Management reaffirmed on the earnings call that they have no plans for any merger/ acquisition at this moment. Integrating Slack, their 2020-2021 acquisition, remains their top focus.
Guidance
On guidance for fiscal year 2023, management raised its revenue outlook by about $300 million to the range of $32.0 billion to $32.1 billion from $31.7 billion to $31.8 billion. This new outlook is higher than estimates of $31.781 billion.
Management also increased its fiscal-year 2023 GAAP operating margin outlook to 3.6%, though non-GAAP margins of approximately 20% were reiterated.
Operating cash flow for fiscal 2023 is expected to increase 21% to 22% year-over-year, implying $7.29 versus estimates of $7.071 billon.
For the first quarter of fiscal 2023, Salesforce raised its revenue outlook to the range of $7.37 billion to $7.38 billion from their prior view of $7.215 billion to $7.25 billion. This is higher than estimates of $7.269 billion.
However, non-GAAP earnings per share is expected to be $0.93 to $0.94, below estimates of $1.00.
First quarter cRPO is expected to grow 21%, implying roughly $21.5 billion versus estimates of $21.110 billion.
Bottom line
We found a lot to like about Salesforce’s great quarter. It was a clean beat, plus management raised its revenue outlook for fiscal 2023 and provided an upside view for operating cash flow. Elsewhere, management reiterated its commitment to no material acquisitions, something investors will applaud because large deals bring uncertainty. The demand environment sounded very strong with no indication of any pull-forward, as company continued to win new customers in the quarter.

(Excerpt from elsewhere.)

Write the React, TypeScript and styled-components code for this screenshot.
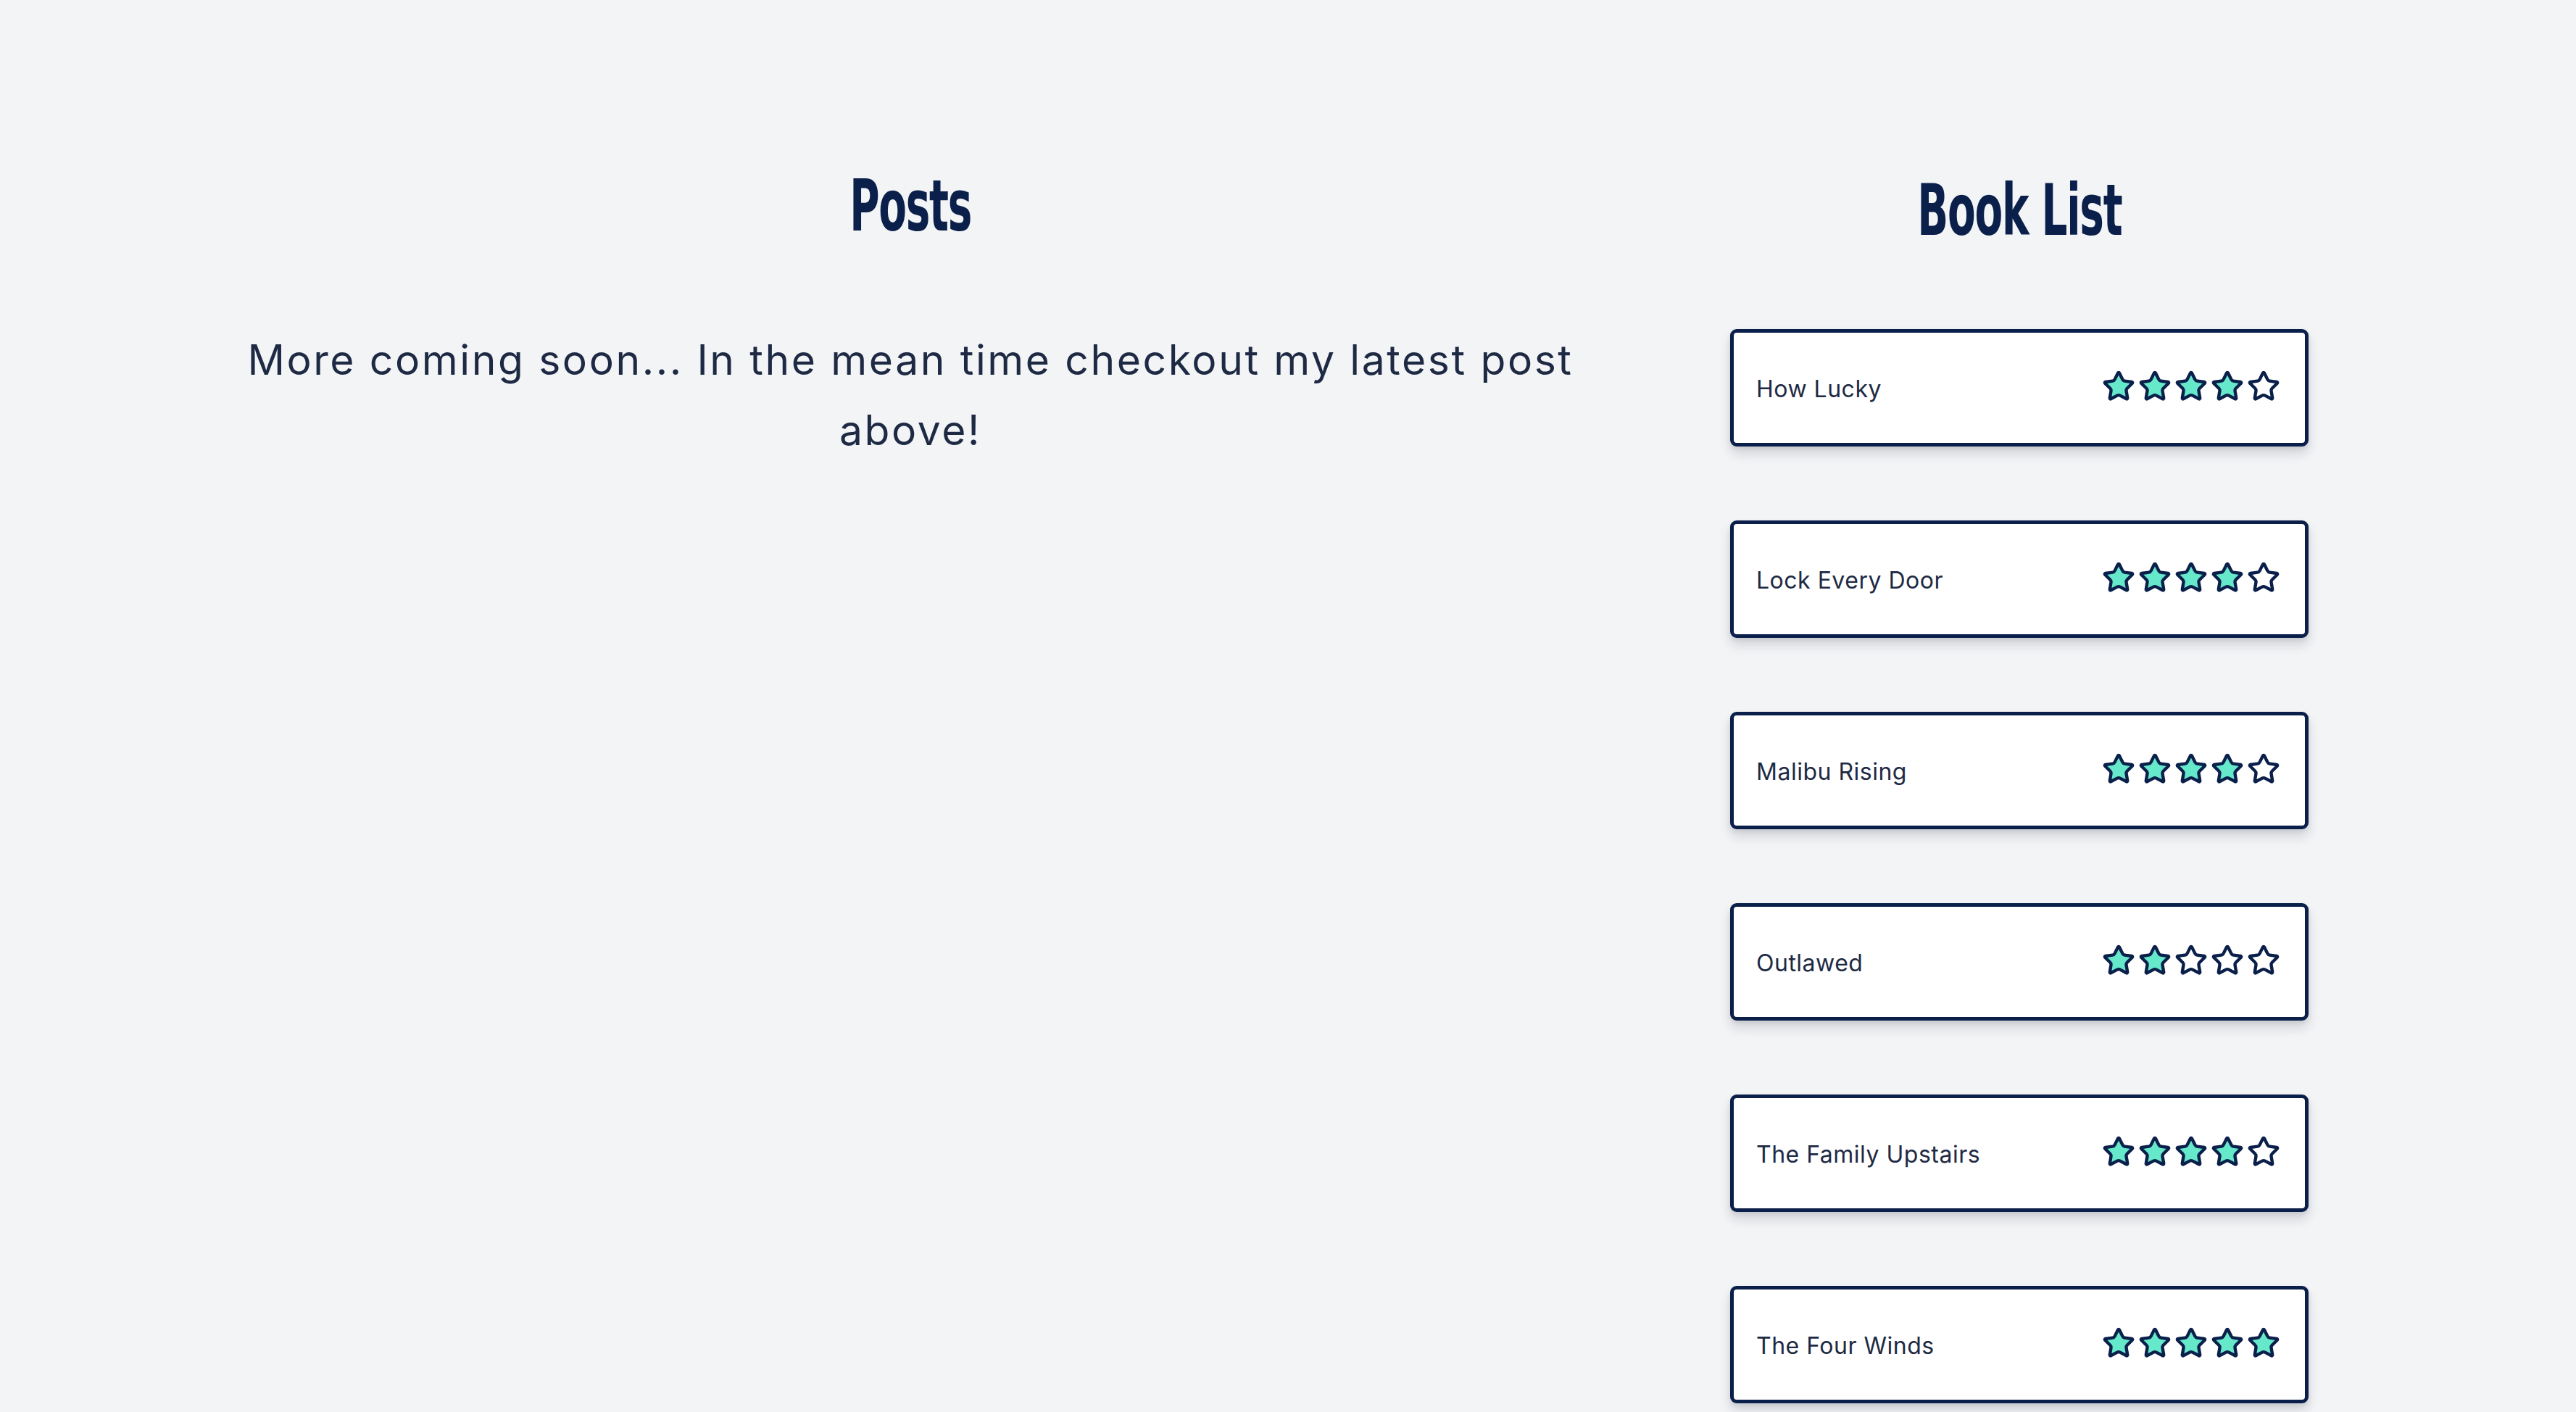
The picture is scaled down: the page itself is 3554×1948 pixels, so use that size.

However, we have to admit that CRM still remains an expensive stock, and that's probably why the stock was only up 1% on Wednesday in an S&P 500 market that was up 2%. In terms of forward P/E valuation, after the stock price having been cut 1/3 since November last year, CRM still trades above 40x next year's earnings. While the stock has seen higher multiples, we think the stock is at a phase when investors are waiting for the company's earnings to catch up. We feel comfortable owning CRM here, but not a big/ aggressive position and have to be ready to buy more on the downside.